Bu sonradan olma şöhretler ‘şunu kabul etmeyiz, onu istemeyiz, bizce caiz değil’ diyorlar… yahu, sormazlar mı adama, sen kimsin? Nesin? Caiz olup olmadığına karar verecek adam haline ne ara geldin? Açıkça söylemek gerekirse, devlet kurumları ve büyük şirketler bu şöhretlerin bu hale gelmesinde büyük rolü ve suçu var zira bu kurumlar, bir-iki twit attı diye, veya orada- burada bir-iki snapchat çekti diye bu fenomenlerin banka hesaplarına milyonları akıtmasaydı bu ademler bu günkü balonlar halin gelmez, şişmezlerdi…. Doğruya doğru. Bu insanlarla bu şekilde davranılmaya devam edilirse abesle iştigal, göstermelik hayatlar ve boş lakırdı kök salmaz ve yaygınlaşmazdı.
Bu haklı istekler, bazılarına göre, anlamsız bir sinir boşaltımı olarak algılanabilir. Sosyal medya fenomenleri ise bunun kendilerinden kıskanıldığı şeklinde anlayabilir. Şunu da söylemek gerekir ki, bazıları onların ulaştığı şöhrete ulaşmayı istediği, onlar gibi davet edilmeyi içten içe arzuladığını biliyorum. Ama işin aslı bundan daha önemli ve tehlikeli…. Sormamız gereken soru şu olmalı: ilim ve mantık bilimini kontrol eden değerler sistematiğinin buradaki rolü ne? Kim kime liderlik etmeli ve neye göre?

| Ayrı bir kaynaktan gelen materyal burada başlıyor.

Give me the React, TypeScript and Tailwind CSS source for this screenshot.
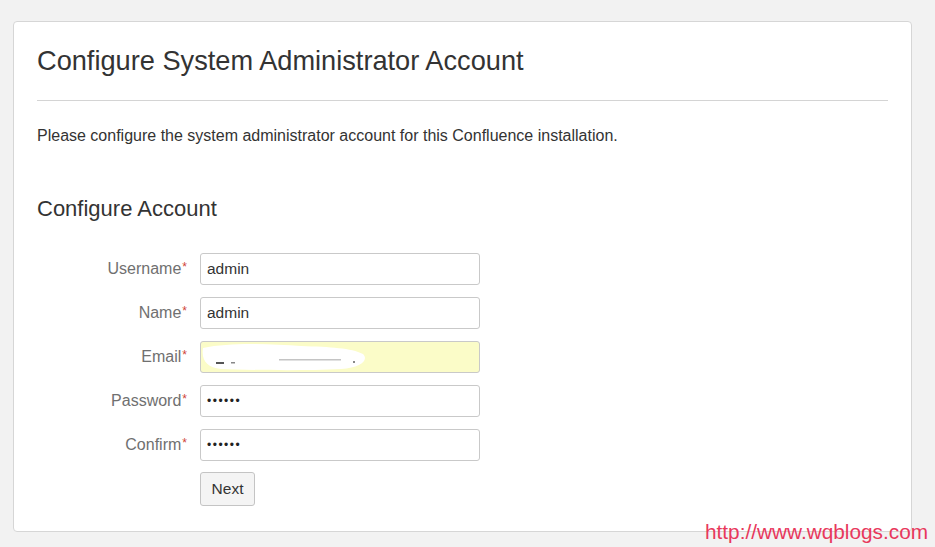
import React from 'react';

const fields = [
  { label: 'Username', value: 'admin', kind: 'text' },
  { label: 'Name', value: 'admin', kind: 'text' },
  { label: 'Email', value: '', kind: 'email' },
  { label: 'Password', value: '••••••', kind: 'pw' },
  { label: 'Confirm', value: '••••••', kind: 'pw' },
];

function EmailSmudge() {
  // blurred-out address in the reference
  return (
    <svg width="200" height="30" viewBox="0 0 200 30" className="absolute left-0 top-0">
      <path
        d="M2 6 C30 0 70 2 100 4 C130 5 150 6 162 12 C168 18 160 26 140 27 C100 29 50 28 20 27 C6 26 0 18 2 6 Z"
        fill="#ffffff"
      />
      <rect x="15" y="20" width="8" height="2" fill="#555" />
      <rect x="30" y="20" width="4" height="1.5" fill="#888" />
      <rect x="78" y="17" width="62" height="1.5" fill="#c4c4c4" />
      <rect x="152" y="19" width="2" height="2" fill="#888" />
    </svg>
  );
}

export default function App() {
  return (
    <div className="min-h-[547px] w-[935px] bg-[#f2f2f2] pt-[21px] pl-[13px] font-['Liberation_Sans',Arial,sans-serif] relative">
      <div className="w-[899px] h-[511px] bg-white border border-[#d6d6d6] rounded-[4px] px-[23px]">
        <h1 className="pt-[22px] text-[27.2px] leading-[34px] text-[#333]">
          Configure System Administrator Account
        </h1>
        <div className="mt-[22px] h-px bg-[#d4d4d4]" />
        <p className="mt-[25px] text-[16px] leading-[20px] text-[#333]">
          Please configure the system administrator account for this Confluence installation.
        </p>
        <h2 className="mt-[49px] text-[22px] leading-[28px] text-[#333]">Configure Account</h2>
        <div className="mt-[30px] flex flex-col gap-[12px]">
          {fields.map((f) => (
            <div key={f.label} className="flex items-center">
              <div className="w-[150px] text-right text-[16px] text-[#707070] leading-[20px]">
                {f.label}
                <sup className="text-[#d04437] text-[12px] relative top-[-3px] ml-[1px]">*</sup>
              </div>
              <div
                className={`ml-[13px] w-[280px] h-[32px] border border-[#c9c9c9] rounded-[3px] relative flex items-center px-[6px] text-[15.5px] text-[#333] ${
                  f.kind === 'email' ? 'bg-[#fbfcc8]' : 'bg-white'
                }`}
              >
                {f.kind === 'email' ? (
                  <EmailSmudge />
                ) : f.kind === 'pw' ? (
                  <span className="text-[12px] tracking-[1.5px] text-[#222]">{f.value}</span>
                ) : (
                  <span>{f.value}</span>
                )}
              </div>
            </div>
          ))}
          <div className="flex -mt-[1px]">
            <div className="w-[150px]" />
            <button className="ml-[13px] w-[55px] h-[34px] border border-[#c4c4c4] rounded-[3px] bg-[#f4f4f4] text-[15.5px] text-[#333]">
              Next
            </button>
          </div>
        </div>
      </div>
      <div className="absolute left-[705px] top-[519px] text-[20.8px] leading-[26px] text-[#e8385c]">
        http://www.wqblogs.com
      </div>
    </div>
  );
}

Toplumu bir araya tutan, dağılmasını önleyen ‘değerler tutkalı’nın muhafaza edilmesi için ailenin, okulun ve toplumun rolü nasıl muhafaza edilir?
Dikkatinizi çekmek isterim, bu platformların ülke güvenliğini şiddetli tehlike arz etmelerinden, twitter’ın aşırı organizasyonlara eleman sağlama yöntemi olarak kullanıldığından, radikaller arası koordinasyonu sağladığından, radikal örgütlere propaganda aracı olarak kullanıldığından ve yeni-eski radikal elemanlar arası koordinasyon ve iletişim sağlama yöntemi olarak kullanıldığından bahsetmedim bile.
Yazım, genel olarak, abesle iştigalin kamuoyunu menfi yönde nasıl etkilediği ve yol açtığı psikolojik zararlarla ilgili.
Beyhudelik ve zevzeklik yine beyhudelik ve zevzekliktir, en eski zamanlarda da öyleydi, sosyal medya balonu döneminde de öyledir.